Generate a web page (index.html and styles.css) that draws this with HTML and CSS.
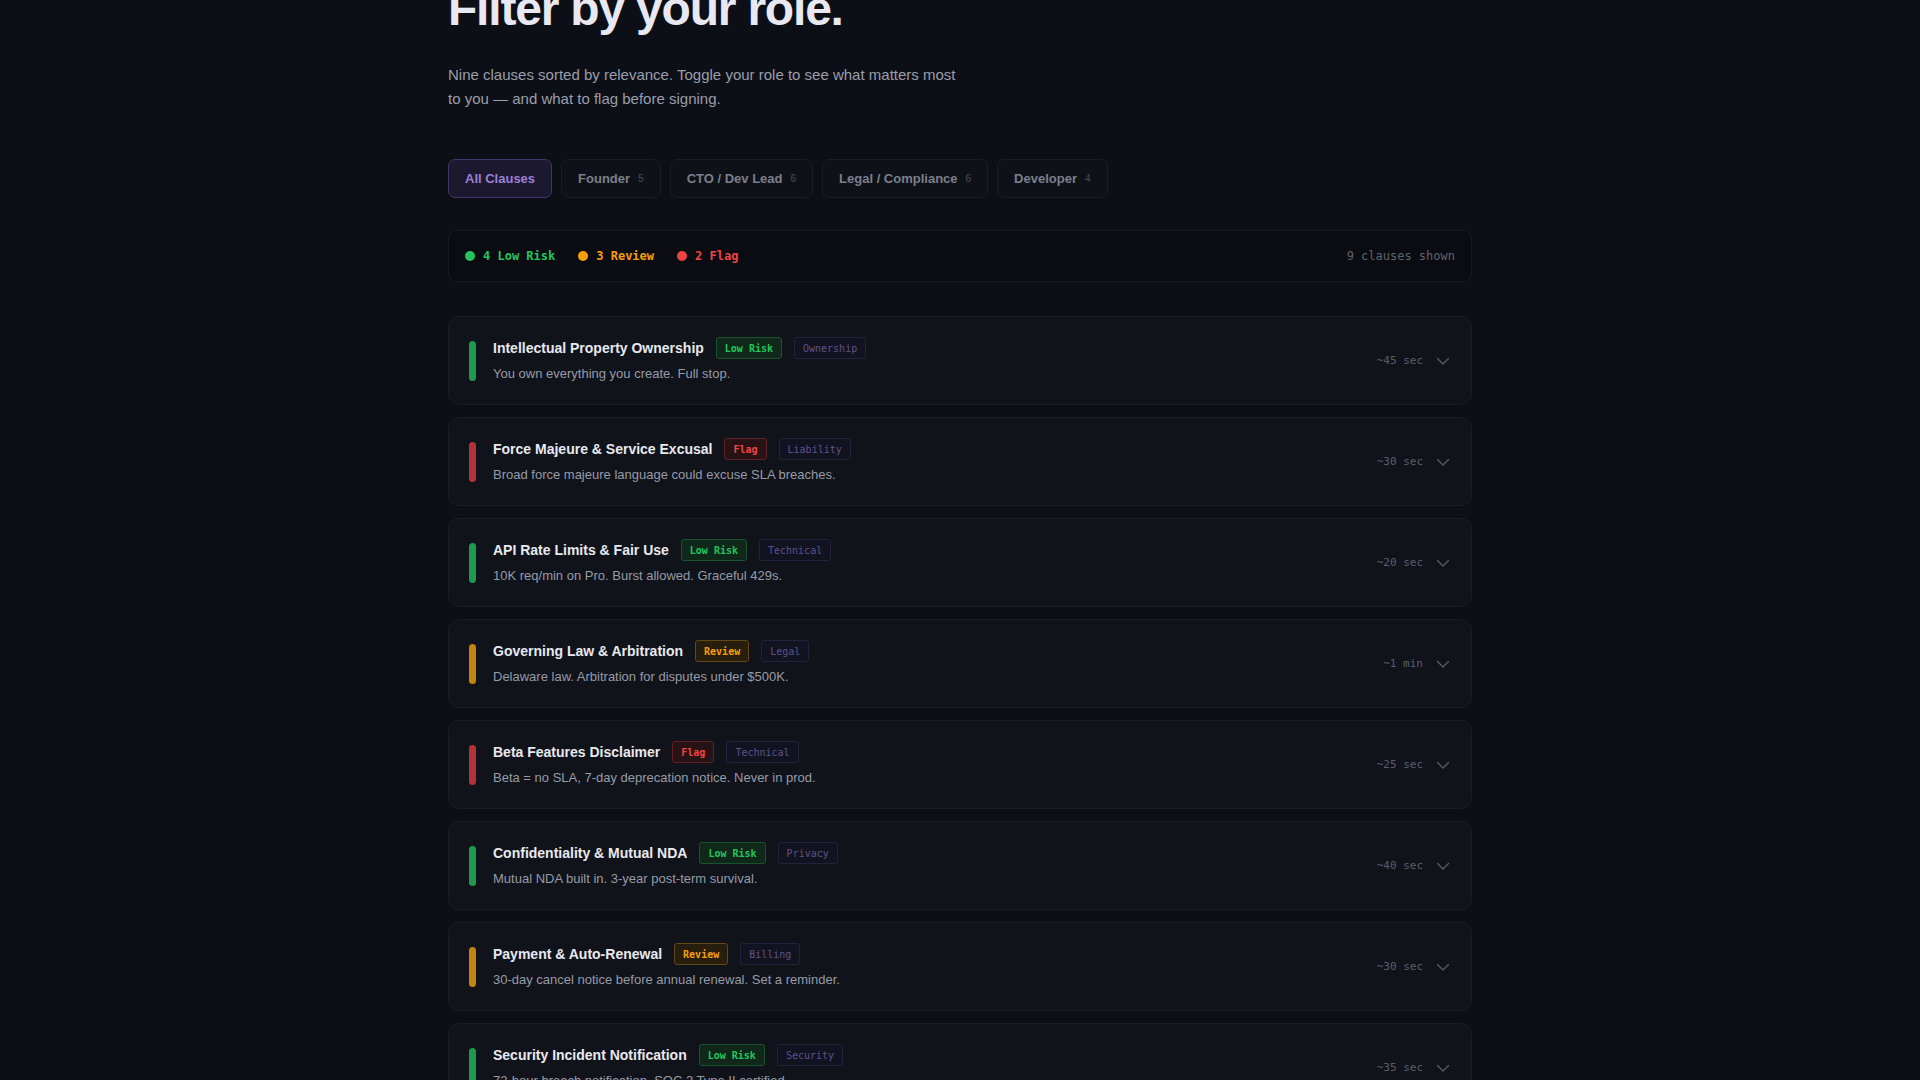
FILE: index.html
```html
<!DOCTYPE html>
<html lang="en">
<head>
<meta charset="utf-8">
<title>Filter by your role</title>
<link rel="stylesheet" href="styles.css">
</head>
<body>
<main class="page">
  <h1 class="title">Filter by your role.</h1>
  <p class="lead">Nine clauses sorted by relevance. Toggle your role to see what matters most to you — and what to flag before signing.</p>

  <nav class="tabs">
    <button class="tab active">All Clauses</button>
    <button class="tab">Founder <span class="count">5</span></button>
    <button class="tab">CTO / Dev Lead <span class="count">6</span></button>
    <button class="tab">Legal / Compliance <span class="count">6</span></button>
    <button class="tab">Developer <span class="count">4</span></button>
  </nav>

  <div class="summary">
    <div class="legend">
      <span class="legend-item green"><i class="dot"></i>4 Low Risk</span>
      <span class="legend-item amber"><i class="dot"></i>3 Review</span>
      <span class="legend-item red"><i class="dot"></i>2 Flag</span>
    </div>
    <span class="shown">9 clauses shown</span>
  </div>

  <section class="list">
    <article class="card">
      <span class="bar green"></span>
      <div class="body">
        <div class="row"><h3 class="name">Intellectual Property Ownership</h3><span class="badge green">Low Risk</span><span class="tag">Ownership</span></div>
        <p class="desc">You own everything you create. Full stop.</p>
      </div>
      <span class="time">~45 sec</span>
      <svg class="chev" width="16" height="16" viewBox="0 0 16 16"><polyline points="2.5,5.5 8,11 13.5,5.5" fill="none" stroke="currentColor" stroke-width="1.4" stroke-linecap="round" stroke-linejoin="round"/></svg>
    </article>

    <article class="card">
      <span class="bar red"></span>
      <div class="body">
        <div class="row"><h3 class="name">Force Majeure &amp; Service Excusal</h3><span class="badge red">Flag</span><span class="tag">Liability</span></div>
        <p class="desc">Broad force majeure language could excuse SLA breaches.</p>
      </div>
      <span class="time">~30 sec</span>
      <svg class="chev" width="16" height="16" viewBox="0 0 16 16"><polyline points="2.5,5.5 8,11 13.5,5.5" fill="none" stroke="currentColor" stroke-width="1.4" stroke-linecap="round" stroke-linejoin="round"/></svg>
    </article>

    <article class="card">
      <span class="bar green"></span>
      <div class="body">
        <div class="row"><h3 class="name">API Rate Limits &amp; Fair Use</h3><span class="badge green">Low Risk</span><span class="tag">Technical</span></div>
        <p class="desc">10K req/min on Pro. Burst allowed. Graceful 429s.</p>
      </div>
      <span class="time">~20 sec</span>
      <svg class="chev" width="16" height="16" viewBox="0 0 16 16"><polyline points="2.5,5.5 8,11 13.5,5.5" fill="none" stroke="currentColor" stroke-width="1.4" stroke-linecap="round" stroke-linejoin="round"/></svg>
    </article>

    <article class="card">
      <span class="bar amber"></span>
      <div class="body">
        <div class="row"><h3 class="name">Governing Law &amp; Arbitration</h3><span class="badge amber">Review</span><span class="tag">Legal</span></div>
        <p class="desc">Delaware law. Arbitration for disputes under $500K.</p>
      </div>
      <span class="time">~1 min</span>
      <svg class="chev" width="16" height="16" viewBox="0 0 16 16"><polyline points="2.5,5.5 8,11 13.5,5.5" fill="none" stroke="currentColor" stroke-width="1.4" stroke-linecap="round" stroke-linejoin="round"/></svg>
    </article>

    <article class="card">
      <span class="bar red"></span>
      <div class="body">
        <div class="row"><h3 class="name">Beta Features Disclaimer</h3><span class="badge red">Flag</span><span class="tag">Technical</span></div>
        <p class="desc">Beta = no SLA, 7-day deprecation notice. Never in prod.</p>
      </div>
      <span class="time">~25 sec</span>
      <svg class="chev" width="16" height="16" viewBox="0 0 16 16"><polyline points="2.5,5.5 8,11 13.5,5.5" fill="none" stroke="currentColor" stroke-width="1.4" stroke-linecap="round" stroke-linejoin="round"/></svg>
    </article>

    <article class="card">
      <span class="bar green"></span>
      <div class="body">
        <div class="row"><h3 class="name">Confidentiality &amp; Mutual NDA</h3><span class="badge green">Low Risk</span><span class="tag">Privacy</span></div>
        <p class="desc">Mutual NDA built in. 3-year post-term survival.</p>
      </div>
      <span class="time">~40 sec</span>
      <svg class="chev" width="16" height="16" viewBox="0 0 16 16"><polyline points="2.5,5.5 8,11 13.5,5.5" fill="none" stroke="currentColor" stroke-width="1.4" stroke-linecap="round" stroke-linejoin="round"/></svg>
    </article>

    <article class="card">
      <span class="bar amber"></span>
      <div class="body">
        <div class="row"><h3 class="name">Payment &amp; Auto-Renewal</h3><span class="badge amber">Review</span><span class="tag">Billing</span></div>
        <p class="desc">30-day cancel notice before annual renewal. Set a reminder.</p>
      </div>
      <span class="time">~30 sec</span>
      <svg class="chev" width="16" height="16" viewBox="0 0 16 16"><polyline points="2.5,5.5 8,11 13.5,5.5" fill="none" stroke="currentColor" stroke-width="1.4" stroke-linecap="round" stroke-linejoin="round"/></svg>
    </article>

    <article class="card">
      <span class="bar green"></span>
      <div class="body">
        <div class="row"><h3 class="name">Security Incident Notification</h3><span class="badge green">Low Risk</span><span class="tag">Security</span></div>
        <p class="desc">72-hour breach notification. SOC 2 Type II certified.</p>
      </div>
      <span class="time">~35 sec</span>
      <svg class="chev" width="16" height="16" viewBox="0 0 16 16"><polyline points="2.5,5.5 8,11 13.5,5.5" fill="none" stroke="currentColor" stroke-width="1.4" stroke-linecap="round" stroke-linejoin="round"/></svg>
    </article>

    <article class="card">
      <span class="bar amber"></span>
      <div class="body">
        <div class="row"><h3 class="name">Data Retention &amp; Deletion</h3><span class="badge amber">Review</span><span class="tag">Privacy</span></div>
        <p class="desc">Data deleted 30 days after termination. Export before you leave.</p>
      </div>
      <span class="time">~30 sec</span>
      <svg class="chev" width="16" height="16" viewBox="0 0 16 16"><polyline points="2.5,5.5 8,11 13.5,5.5" fill="none" stroke="currentColor" stroke-width="1.4" stroke-linecap="round" stroke-linejoin="round"/></svg>
    </article>
  </section>
</main>
</body>
</html>
```

FILE: styles.css
```css
* { box-sizing: border-box; }

html, body {
  margin: 0;
  padding: 0;
  background: #0d0f16;
}

body {
  font-family: "Liberation Sans", Arial, sans-serif;
  color: #e6e7ee;
  overflow: hidden;
}

.page {
  width: 1024px;
  margin: 0 auto;
  padding-bottom: 80px;
}

.title {
  margin: -15px 0 0;
  font-size: 48px;
  line-height: 48px;
  font-weight: 700;
  letter-spacing: -0.025em;
  color: #e8e8f2;
}

.lead {
  margin: 30px 0 0;
  max-width: 512px;
  font-size: 15px;
  line-height: 24px;
  color: #9a9eab;
}

.tabs {
  display: flex;
  gap: 9px;
  margin-top: 48px;
}

.tab {
  display: inline-flex;
  align-items: center;
  gap: 8px;
  height: 39px;
  padding: 0 16px;
  border: 1px solid #1b1d26;
  border-radius: 7px;
  background: #0f1118;
  color: #7b7f8b;
  font-family: "Liberation Sans", Arial, sans-serif;
  font-size: 13px;
  font-weight: 700;
}

.tab.active {
  background: #1c1830;
  border-color: #43356b;
  color: #9d80d6;
}

.count {
  font-size: 10px;
  font-weight: 400;
  color: #4b4e58;
}

.summary {
  display: flex;
  align-items: center;
  justify-content: space-between;
  margin-top: 32px;
  height: 52px;
  padding: 0 16px;
  border: 1px solid #181a22;
  border-radius: 9px;
  background: #0a0c11;
  font-family: "DejaVu Sans Mono", "Liberation Mono", monospace;
  font-size: 12px;
}

.legend {
  display: flex;
  gap: 23px;
}

.legend-item {
  display: inline-flex;
  align-items: center;
  gap: 8px;
  font-weight: 600;
}

.dot {
  width: 10px;
  height: 10px;
  border-radius: 50%;
  background: currentColor;
}

.legend-item.green { color: #22c55e; }
.legend-item.amber { color: #f59e0b; }
.legend-item.red { color: #ef4444; }

.shown { color: #5f636e; }

.list {
  display: flex;
  flex-direction: column;
  gap: 12px;
  margin-top: 34px;
}

.card {
  display: flex;
  align-items: center;
  gap: 17px;
  padding: 20px;
  border: 1px solid #1a1d25;
  border-radius: 11px;
  background: #10131a;
}

.bar {
  flex: none;
  width: 7px;
  height: 40px;
  border-radius: 4px;
}

.bar.green { background: #1d9a4d; }
.bar.red { background: #b5323a; }
.bar.amber { background: #c2850d; }

.body {
  flex: 1;
  min-width: 0;
}

.row {
  display: flex;
  align-items: center;
  gap: 12px;
  height: 22px;
}

.name {
  margin: 0;
  font-size: 14px;
  font-weight: 700;
  color: #e8e9ef;
}

.badge, .tag {
  display: inline-flex;
  align-items: center;
  height: 22px;
  padding: 0 8px;
  border: 1px solid;
  border-radius: 3px;
  font-family: "DejaVu Sans Mono", "Liberation Mono", monospace;
  font-size: 10px;
}

.badge { font-weight: 700; }

.badge.green {
  color: #22c55e;
  background: #0f2819;
  border-color: #1a5231;
}

.badge.red {
  color: #ef4444;
  background: #271216;
  border-color: #622127;
}

.badge.amber {
  color: #f59e0b;
  background: #281e0e;
  border-color: #634814;
}

.tag {
  color: #5f5288;
  background: #14132690;
  border-color: #25213a;
}

.desc {
  margin: 4px 0 0;
  font-size: 13px;
  line-height: 21px;
  color: #979ba7;
}

.time {
  flex: none;
  font-family: "DejaVu Sans Mono", "Liberation Mono", monospace;
  font-size: 11px;
  color: #5a5f6b;
}

.chev {
  flex: none;
  margin-left: -5px;
  color: #565b67;
}
```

-------

_PROBLEM DESCRIPTION_:
Look for "index" and pull out every line that has it.

_OUTPUT_:
Generate a web page (index.html and styles.css) that draws this with HTML and CSS.
FILE: index.html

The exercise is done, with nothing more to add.